Americans are producing more, but job growth is very sluggish. So UCLA’s Anderson Forecast has pronounced the domestic economy “bipolar.”
The forecast says economic output is on the rise. The surge in productivity started when companies felt the pinch of the recession.
"Firms decided to lay off lots of people, and then they figured out that they could produce as much as before with less people," Senior Economist David Shulman says.
The Gross Domestic Product was up almost 6 percent at the end of last year, but the economy still lost jobs. Shulman expects those jobs to begin return very slowly this year. That would lower the unemployment rate only slightly to just over 9.5 percent. He says that businesses are reluctant to start hiring, uncertain about a range of changing government policies, from health care reform to interest rates.
"We don’t really know when taxes are going to go up a lot or spending is going to go down a lot, and that affects business decision making," Shulman says.

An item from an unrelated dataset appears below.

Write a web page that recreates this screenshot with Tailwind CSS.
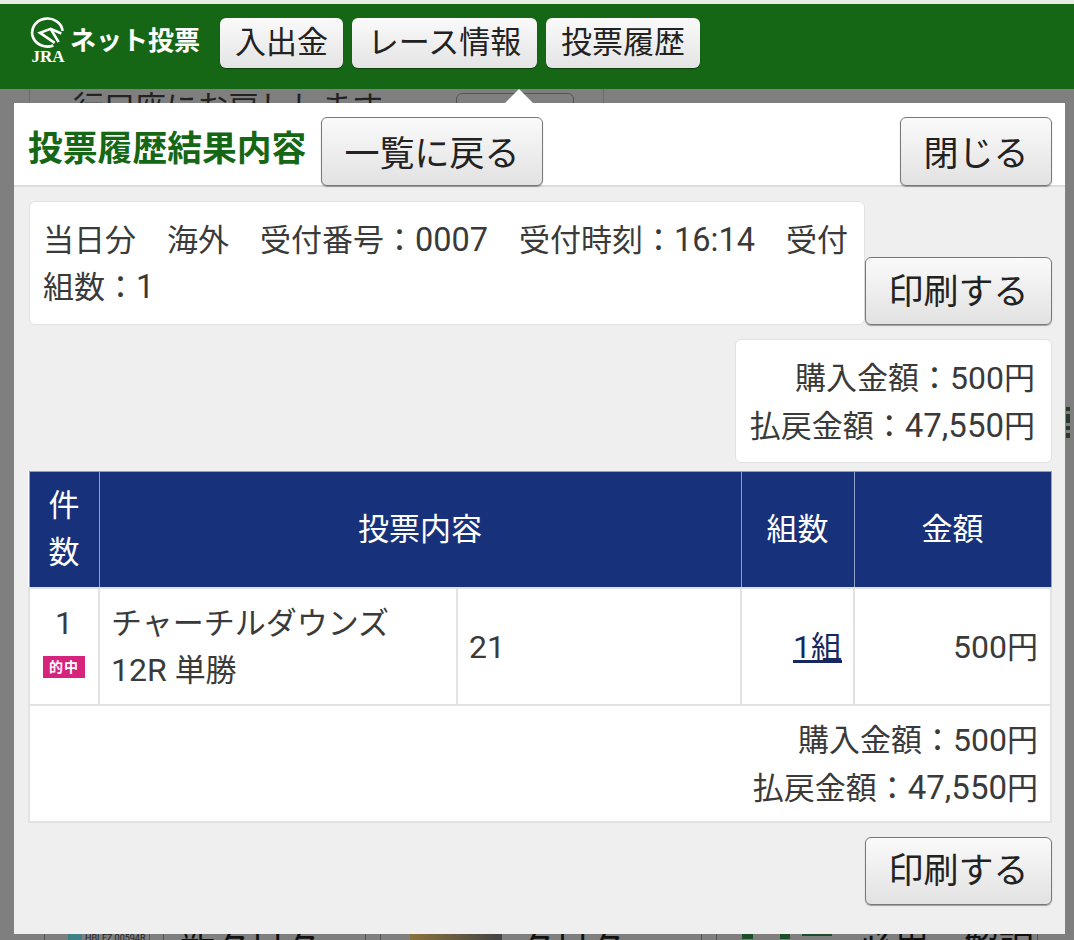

In California, the unemployment rate stands at 12-and-a-half percent. The UCLA Anderson economists predict that it won’t dip into the single digits for another couple of years. The state budget crisis will play a role in the sluggish job growth, pressuring the state and local government to lay off even more workers. But if you think the Golden State's budget crisis is bad, Shulman says it's far from the worst.
"Things are far worse in New Jersey, far worse in Illinois, far worse in Nevada, Arizona," Shulman says. "California may be the first, but it's not the worst."